Später rücken dann eher Fragen um Religion, Philosophie und Mythologie in den Vordergrund. Wer will, kann alles Erdenkliche in diesem Film lesen. Fragen um Herrschaft, Loyalität, Gotteswahn, Schicksal und so weiter. Diese Beliebigkeit ist aber zugleich auch die Schwäche von "Walhalla Rising". Es erinnert an die jüngeren Werke von David Lynch, wie Refn immer mehr Elemente in seinen Film streut und dem Zuschauer die Deutungshoheit überlässt. Kohärenz und Dramaturgie bleiben dabei auf der Strecke. "Walhalla Rising" ist eine 90-minütige Irrfahrt durch Mythen und Heldengeschichte, die kein klares Ziel vor Augen hat und deren einzelne Sequenzen mitunter austauschbar wirken. Das Ende des Films wirkt wie ein mögliches unter unendlich vielen.
Absolut gelungen hingegen ist der Auftritt von Mads Mikkelsen. Durch seine Darstellung des "Le Chiffre" im "Bond"-Reboot "Casino Royale" wurde er dem Weltpublikum bekannt, doch auch vorher machte er mit brillant gespielten Rollen wie der des naiven Pfarrers Ivan in "Adams Äpfel" auf sich aufmerksam. In "Walhalla Rising" läuft alles über seine Physis, denn sein Charakter spricht kein einziges Wort. Allein mittels seiner Körpersprache und seiner Blicke ermöglicht Mikkelsen einen Einblick in das Innenleben einer Figur, deren Motivation bis zum Ende verborgen bleibt. Sicher keine ganz alltägliche Aufgabe für einen Schauspieler, so viel zu leisten, ohne dafür eine einzige Dialog-Zeile gelernt zu haben.

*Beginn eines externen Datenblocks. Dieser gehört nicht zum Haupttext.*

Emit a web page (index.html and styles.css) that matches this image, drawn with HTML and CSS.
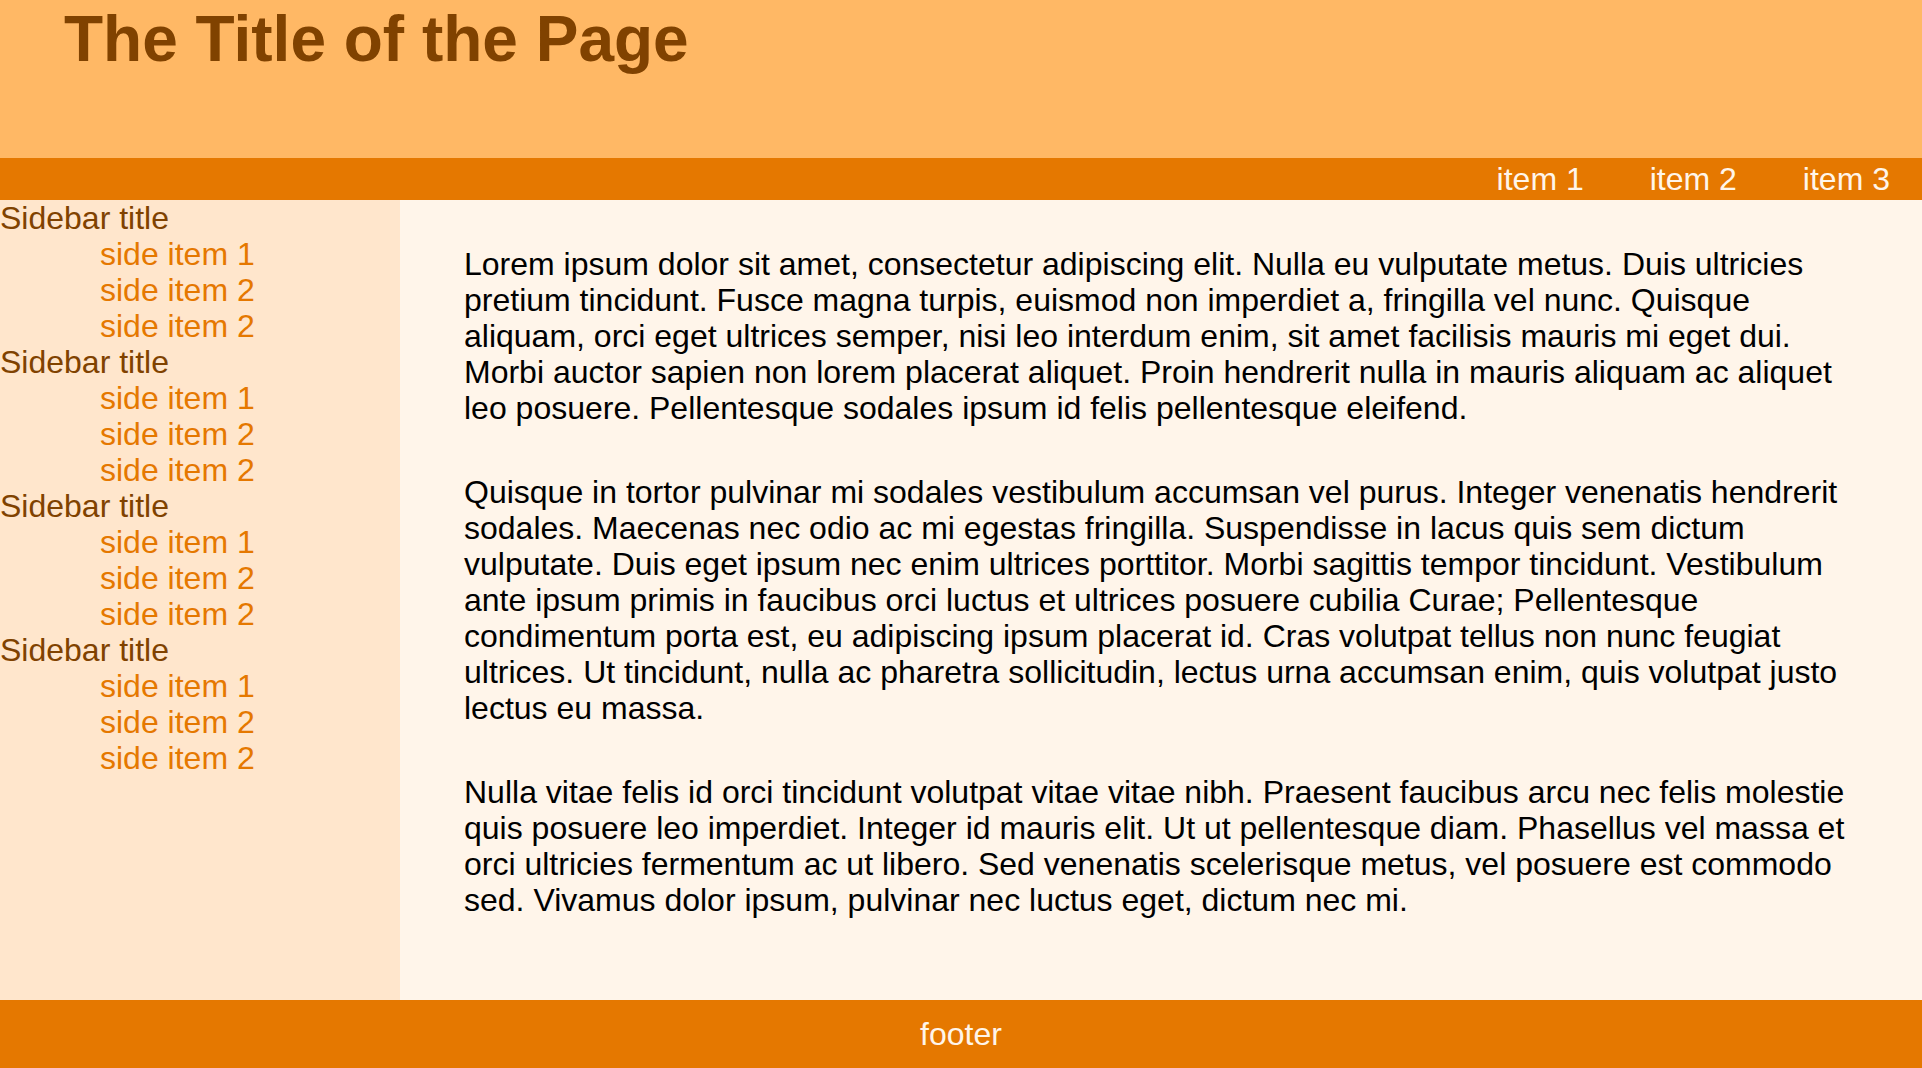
FILE: index.html
```html
<!DOCTYPE html>
<html>
<head>
<meta charset="utf-8">
<title>The Title of the Page</title>
<link rel="stylesheet" href="styles.css">
</head>
<body>
<div class="page">
  <header class="header">
    <h1 class="title">The Title of the Page</h1>
  </header>
  <nav class="nav">
    <ul class="nav-list">
      <li class="nav-item">item 1</li>
      <li class="nav-item">item 2</li>
      <li class="nav-item">item 3</li>
    </ul>
  </nav>
  <div class="body">
    <aside class="sidebar">
      <div class="side-group">
        <div class="side-title">Sidebar title</div>
        <ul class="side-list">
          <li>side item 1</li>
          <li>side item 2</li>
          <li>side item 2</li>
        </ul>
      </div>
      <div class="side-group">
        <div class="side-title">Sidebar title</div>
        <ul class="side-list">
          <li>side item 1</li>
          <li>side item 2</li>
          <li>side item 2</li>
        </ul>
      </div>
      <div class="side-group">
        <div class="side-title">Sidebar title</div>
        <ul class="side-list">
          <li>side item 1</li>
          <li>side item 2</li>
          <li>side item 2</li>
        </ul>
      </div>
      <div class="side-group">
        <div class="side-title">Sidebar title</div>
        <ul class="side-list">
          <li>side item 1</li>
          <li>side item 2</li>
          <li>side item 2</li>
        </ul>
      </div>
    </aside>
    <main class="main">
      <p class="para">Lorem ipsum dolor sit amet, consectetur adipiscing elit. Nulla eu vulputate metus. Duis ultricies pretium tincidunt. Fusce magna turpis, euismod non imperdiet a, fringilla vel nunc. Quisque aliquam, orci eget ultrices semper, nisi leo interdum enim, sit amet facilisis mauris mi eget dui. Morbi auctor sapien non lorem placerat aliquet. Proin hendrerit nulla in mauris aliquam ac aliquet leo posuere. Pellentesque sodales ipsum id felis pellentesque eleifend.</p>
      <p class="para">Quisque in tortor pulvinar mi sodales vestibulum accumsan vel purus. Integer venenatis hendrerit sodales. Maecenas nec odio ac mi egestas fringilla. Suspendisse in lacus quis sem dictum vulputate. Duis eget ipsum nec enim ultrices porttitor. Morbi sagittis tempor tincidunt. Vestibulum ante ipsum primis in faucibus orci luctus et ultrices posuere cubilia Curae; Pellentesque condimentum porta est, eu adipiscing ipsum placerat id. Cras volutpat tellus non nunc feugiat ultrices. Ut tincidunt, nulla ac pharetra sollicitudin, lectus urna accumsan enim, quis volutpat justo lectus eu massa.</p>
      <p class="para">Nulla vitae felis id orci tincidunt volutpat vitae vitae nibh. Praesent faucibus arcu nec felis molestie quis posuere leo imperdiet. Integer id mauris elit. Ut ut pellentesque diam. Phasellus vel massa et orci ultricies fermentum ac ut libero. Sed venenatis scelerisque metus, vel posuere est commodo sed. Vivamus dolor ipsum, pulvinar nec luctus eget, dictum nec mi.</p>
    </main>
  </div>
  <footer class="footer">footer</footer>
</div>
</body>
</html>
```
FILE: styles.css
```css
html, body {
  margin: 0;
  padding: 0;
}
body {
  font-family: "Liberation Sans", Arial, Helvetica, sans-serif;
  font-size: 32px;
  line-height: 36px;
  color: #000;
  background: #fff5ea;
}
.page {
  display: flex;
  flex-direction: column;
  width: 1922px;
  height: 1068px;
}
.header {
  height: 158px;
  background: #ffb865;
}
.title {
  margin: 0;
  padding: 2px 64px 0;
  font-size: 64px;
  line-height: 74px;
  font-weight: bold;
  color: #804200;
}
.nav {
  height: 42px;
  background: #e57800;
}
.nav-list {
  list-style: none;
  margin: 0;
  padding: 0 32px 0 0;
  display: flex;
  justify-content: flex-end;
  gap: 66px;
}
.nav-item {
  color: #fff5ea;
  line-height: 42px;
}
.body {
  display: flex;
  height: 800px;
}
.sidebar {
  width: 400px;
  flex: none;
  background: #ffe6cc;
}
.side-title {
  color: #804200;
}
.side-list {
  list-style: none;
  margin: 0;
  padding: 0 0 0 100px;
  color: #e57800;
}
.main {
  flex: 1;
  padding: 0 64px;
  background: #fff5ea;
}
.para {
  margin: 48px 0;
}
.para:first-child {
  margin-top: 46px;
}
.footer {
  height: 68px;
  background: #e57800;
  color: #fff5ea;
  text-align: center;
  line-height: 68px;
}
```
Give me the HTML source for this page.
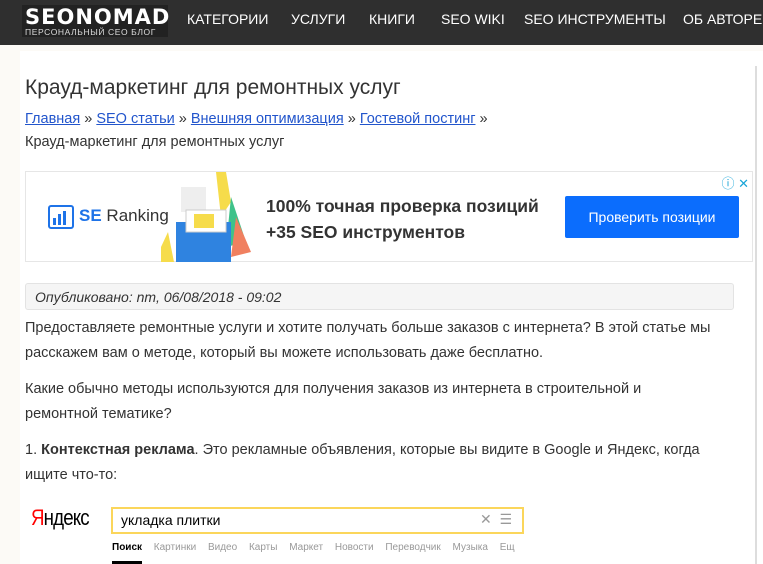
<!DOCTYPE html>
<html><head><meta charset="utf-8"><style>
*{margin:0;padding:0;box-sizing:border-box}
body{width:763px;height:564px;overflow:hidden;background:#fcfaf6;font-family:"Liberation Sans","DejaVu Sans",sans-serif;color:#333;position:relative}
.hdr{position:absolute;left:0;top:0;width:763px;height:45px;background:#2f2f2f}
.logo{position:absolute;left:22px;top:5px;width:146px;height:32px;background:#222}
.logo .b{position:absolute;left:3px;top:1px;color:#fff;font-weight:bold;font-size:21px;letter-spacing:1px;font-family:"DejaVu Sans",sans-serif;line-height:22px}
.logo .s{position:absolute;left:3px;top:23px;color:#ddd;font-size:8.5px;letter-spacing:.6px;line-height:9px}
.nav{position:absolute;top:10px;color:#fff;font-size:14px;line-height:18px;white-space:nowrap}
.card{position:absolute;left:20px;top:51px;width:743px;height:513px;background:#fff}
.vl{position:absolute;left:755px;top:66px;width:2px;height:498px;background:#ddd}
h1{position:absolute;left:25px;top:76px;font-weight:normal;font-size:21px;color:#333;white-space:nowrap}
.bc{position:absolute;left:25px;top:111px;font-size:14.5px;color:#333;white-space:nowrap}
.bc a{color:#2255cc;text-decoration:underline}
.bc2{position:absolute;left:25px;top:134px;font-size:14.5px;color:#333}
.ad{position:absolute;left:25px;top:171px;width:728px;height:91px;border:1px solid #e6e6e6;background:#fff}
.p{position:absolute;left:25px;font-size:14.5px;line-height:25px;color:#333;width:720px}
.pub{position:absolute;left:25px;top:283px;width:709px;height:27px;background:#f5f5f5;border:1px solid #e3e3e3;border-radius:3px;font-style:italic;font-size:14px;padding:5px 9px;color:#333}
</style></head><body>
<div class="hdr">
<div class="logo"><div class="b">SEONOMAD</div><div class="s">ПЕРСОНАЛЬНЫЙ СЕО БЛОГ</div></div>
<div class="nav" style="left:187px">КАТЕГОРИИ</div>
<div class="nav" style="left:291px">УСЛУГИ</div>
<div class="nav" style="left:369px">КНИГИ</div>
<div class="nav" style="left:441px">SEO WIKI</div>
<div class="nav" style="left:524px">SEO ИНСТРУМЕНТЫ</div>
<div class="nav" style="left:683px">ОБ АВТОРЕ</div>
</div>
<div class="card"></div>
<div class="vl"></div>
<h1>Крауд-маркетинг для ремонтных услуг</h1>
<div class="bc"><a>Главная</a> » <a>SEO статьи</a> » <a>Внешняя оптимизация</a> » <a>Гостевой постинг</a> »</div>
<div class="bc2">Крауд-маркетинг для ремонтных услуг</div>
<div class="ad">
<svg style="position:absolute;left:22px;top:33px" width="26" height="24"><rect x="1" y="1" width="24" height="22" rx="2" fill="none" stroke="#1e73e8" stroke-width="2"/><rect x="5" y="13" width="3" height="7" fill="#1e73e8"/><rect x="10" y="9" width="3" height="11" fill="#1e73e8"/><rect x="15" y="6" width="3" height="14" fill="#1e73e8"/></svg>
<div style="position:absolute;left:53px;top:34px;font-size:17px;color:#333"><b style="color:#1e73e8">SE</b> Ranking</div>
<svg style="position:absolute;left:130px;top:0" width="110" height="90"><path d="M60 0 L70 0 L75 30 L65 45Z" fill="#f6dc4b"/><path d="M75 25 L90 70 L70 75 Z" fill="#3fc28a"/><path d="M80 45 L95 80 L75 85Z" fill="#f08060"/><rect x="20" y="50" width="55" height="40" fill="#2f83e0"/><rect x="25" y="15" width="25" height="25" fill="#eee"/><rect x="30" y="38" width="40" height="22" fill="#fff" stroke="#ccc"/><rect x="38" y="42" width="20" height="14" fill="#f6dc4b"/><path d="M5 75 L12 60 L18 90 L5 90Z" fill="#f6dc4b"/></svg>
<div style="position:absolute;left:240px;top:21px;font-size:17.5px;font-weight:bold;color:#333;line-height:26px;white-space:nowrap">100% точная проверка позиций<br>+35 SEO инструментов</div>
<div style="position:absolute;left:539px;top:24px;width:174px;height:42px;background:#0b6dfd;border-radius:2px;color:#fff;font-size:14px;text-align:center;line-height:42px">Проверить позиции</div>
<div style="position:absolute;right:3px;top:1px;color:#19a5d8;font-size:13px">ⓘ ✕</div>
</div>
<div class="pub">Опубликовано: nm, 06/08/2018 - 09:02</div>
<div class="p" style="top:316px">Предоставляете ремонтные услуги и хотите получать больше заказов с интернета? В этой статье мы расскажем вам о методе, который вы можете использовать даже бесплатно.</div>
<div class="p" style="top:377px;width:670px">Какие обычно методы используются для получения заказов из интернета в строительной и ремонтной тематике?</div>
<div class="p" style="top:438px">1. <b>Контекстная реклама</b>. Это рекламные объявления, которые вы видите в Google и Яндекс, когда ищите что-то:</div>
<div style="position:absolute;left:31px;top:505px;font-size:22px;color:#000;letter-spacing:-1px;transform:scaleX(.85);transform-origin:left"><span style="color:#f00">Я</span>ндекс</div>
<div style="position:absolute;left:111px;top:507px;width:413px;height:27px;border:2px solid #fbd65b;background:#fff;font-size:14px;padding:3px 8px;color:#000">укладка плитки<span style="position:absolute;right:10px;top:2px;color:#999">✕ &nbsp;☰</span></div>
<div style="position:absolute;left:112px;top:542px;font-size:10px;color:#999;word-spacing:9px;white-space:nowrap"><b style="color:#000">Поиск</b> Картинки Видео Карты Маркет Новости Переводчик Музыка Ещ</div>
<div style="position:absolute;left:112px;top:561px;width:30px;height:3px;background:#000"></div>
</body></html>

Alltäglich ist auch "Walhalla Rising" im Gesamten nicht. Wer hier so etwas wie Entwicklung bei den Figuren oder in der so genannten Handlung erkannt haben möchte, dem sei ernsthaft dazu gratuliert. Refns Werk, das bereits vor über einem Jahr in Venedig Premiere feierte, gibt sich arg behäbig, sperrig, zäh, bedeutungsschwanger und ist zudem nichts für allzu Zartbesaitete. Vor allem mittels seiner Bildsprache erzeugt Refn jedoch eine phasenweise hohe Faszination für seinen Stoff. Die Konsequenz daraus ist kein Meisterwerk, aber ein Film, wie man ihn heutzutage quasi nicht mehr zu Gesicht bekommt.